Given problem: Repeat the data below exactly, dropping any pictures it holds.
::: Supplied information :::
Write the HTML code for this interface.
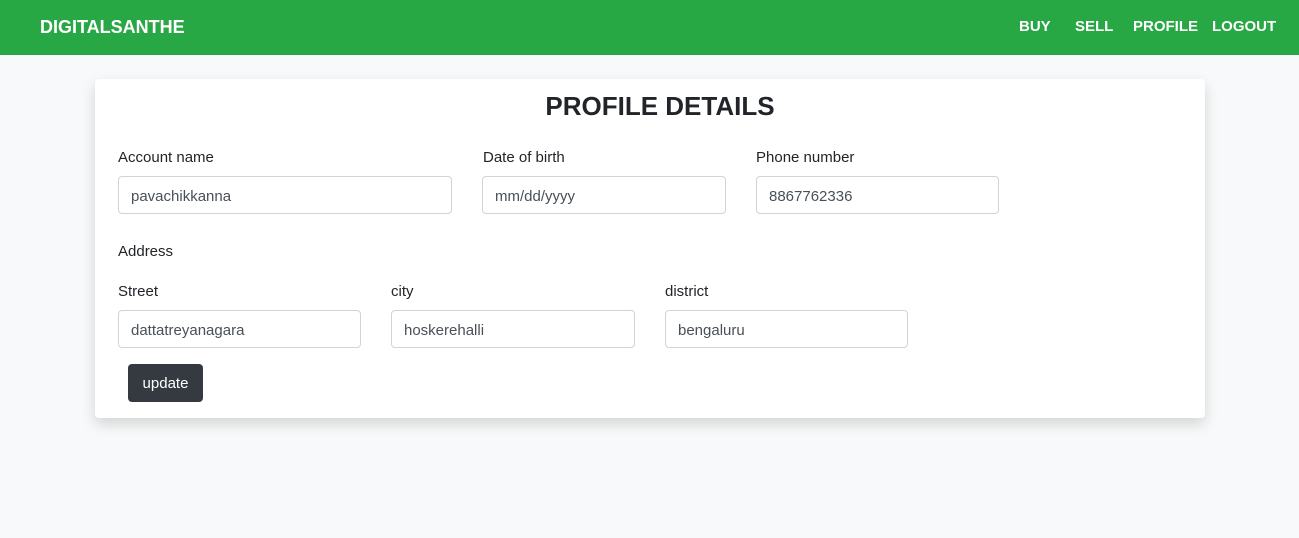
<!DOCTYPE html>
<html><head><style>
*{box-sizing:border-box;margin:0;padding:0}
body{width:1299px;height:538px;background:#f8f9fa;font-family:"Liberation Sans",sans-serif;position:relative;overflow:hidden;color:#212529}
.nav{position:absolute;left:0;top:0;width:1299px;height:55px;background:#28a745}
.nav span{position:absolute;top:18px;color:#fff;font-weight:bold;font-size:15px}
.card{position:absolute;left:95px;top:79px;width:1110px;height:339px;background:#fff;border-radius:4px;box-shadow:0 6px 14px rgba(0,0,0,.15)}
h1{position:absolute;top:91px;left:0;width:1320px;text-align:center;font-size:26px;font-weight:bold}
.l{position:absolute;font-size:15px}
.i{position:absolute;height:38px;border:1px solid #ced4da;border-radius:4px;font-size:15px;color:#495057;padding:11px 12px 0}
.btn{position:absolute;left:128px;top:364px;width:75px;height:38px;background:#343a40;color:#fff;border-radius:4px;font-size:15px;text-align:center;line-height:40px}
</style></head><body>
<div class="nav"><span style="left:40px;font-size:18px;top:17px">DIGITALSANTHE</span><span style="left:1019px">BUY</span><span style="left:1075px">SELL</span><span style="left:1133px">PROFILE</span><span style="left:1212px">LOGOUT</span></div>
<div class="card"></div>
<h1>PROFILE DETAILS</h1>
<div class="l" style="left:118px;top:149px">Account name</div>
<div class="l" style="left:483px;top:149px">Date of birth</div>
<div class="l" style="left:756px;top:149px">Phone number</div>
<div class="i" style="left:118px;top:176px;width:334px">pavachikkanna</div>
<div class="i" style="left:482px;top:176px;width:244px">mm/dd/yyyy</div>
<div class="i" style="left:756px;top:176px;width:243px">8867762336</div>
<div class="l" style="left:118px;top:243px">Address</div>
<div class="l" style="left:118px;top:283px">Street</div>
<div class="l" style="left:391px;top:283px">city</div>
<div class="l" style="left:665px;top:283px">district</div>
<div class="i" style="left:118px;top:310px;width:243px">dattatreyanagara</div>
<div class="i" style="left:391px;top:310px;width:244px">hoskerehalli</div>
<div class="i" style="left:665px;top:310px;width:243px">bengaluru</div>
<div class="btn">update</div>
</body></html>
:::
Worked answer:
Write the HTML code for this interface.
<!DOCTYPE html>
<html><head><style>
*{box-sizing:border-box;margin:0;padding:0}
body{width:1299px;height:538px;background:#f8f9fa;font-family:"Liberation Sans",sans-serif;position:relative;overflow:hidden;color:#212529}
.nav{position:absolute;left:0;top:0;width:1299px;height:55px;background:#28a745}
.nav span{position:absolute;top:18px;color:#fff;font-weight:bold;font-size:15px}
.card{position:absolute;left:95px;top:79px;width:1110px;height:339px;background:#fff;border-radius:4px;box-shadow:0 6px 14px rgba(0,0,0,.15)}
h1{position:absolute;top:91px;left:0;width:1320px;text-align:center;font-size:26px;font-weight:bold}
.l{position:absolute;font-size:15px}
.i{position:absolute;height:38px;border:1px solid #ced4da;border-radius:4px;font-size:15px;color:#495057;padding:11px 12px 0}
.btn{position:absolute;left:128px;top:364px;width:75px;height:38px;background:#343a40;color:#fff;border-radius:4px;font-size:15px;text-align:center;line-height:40px}
</style></head><body>
<div class="nav"><span style="left:40px;font-size:18px;top:17px">DIGITALSANTHE</span><span style="left:1019px">BUY</span><span style="left:1075px">SELL</span><span style="left:1133px">PROFILE</span><span style="left:1212px">LOGOUT</span></div>
<div class="card"></div>
<h1>PROFILE DETAILS</h1>
<div class="l" style="left:118px;top:149px">Account name</div>
<div class="l" style="left:483px;top:149px">Date of birth</div>
<div class="l" style="left:756px;top:149px">Phone number</div>
<div class="i" style="left:118px;top:176px;width:334px">pavachikkanna</div>
<div class="i" style="left:482px;top:176px;width:244px">mm/dd/yyyy</div>
<div class="i" style="left:756px;top:176px;width:243px">8867762336</div>
<div class="l" style="left:118px;top:243px">Address</div>
<div class="l" style="left:118px;top:283px">Street</div>
<div class="l" style="left:391px;top:283px">city</div>
<div class="l" style="left:665px;top:283px">district</div>
<div class="i" style="left:118px;top:310px;width:243px">dattatreyanagara</div>
<div class="i" style="left:391px;top:310px;width:244px">hoskerehalli</div>
<div class="i" style="left:665px;top:310px;width:243px">bengaluru</div>
<div class="btn">update</div>
</body></html>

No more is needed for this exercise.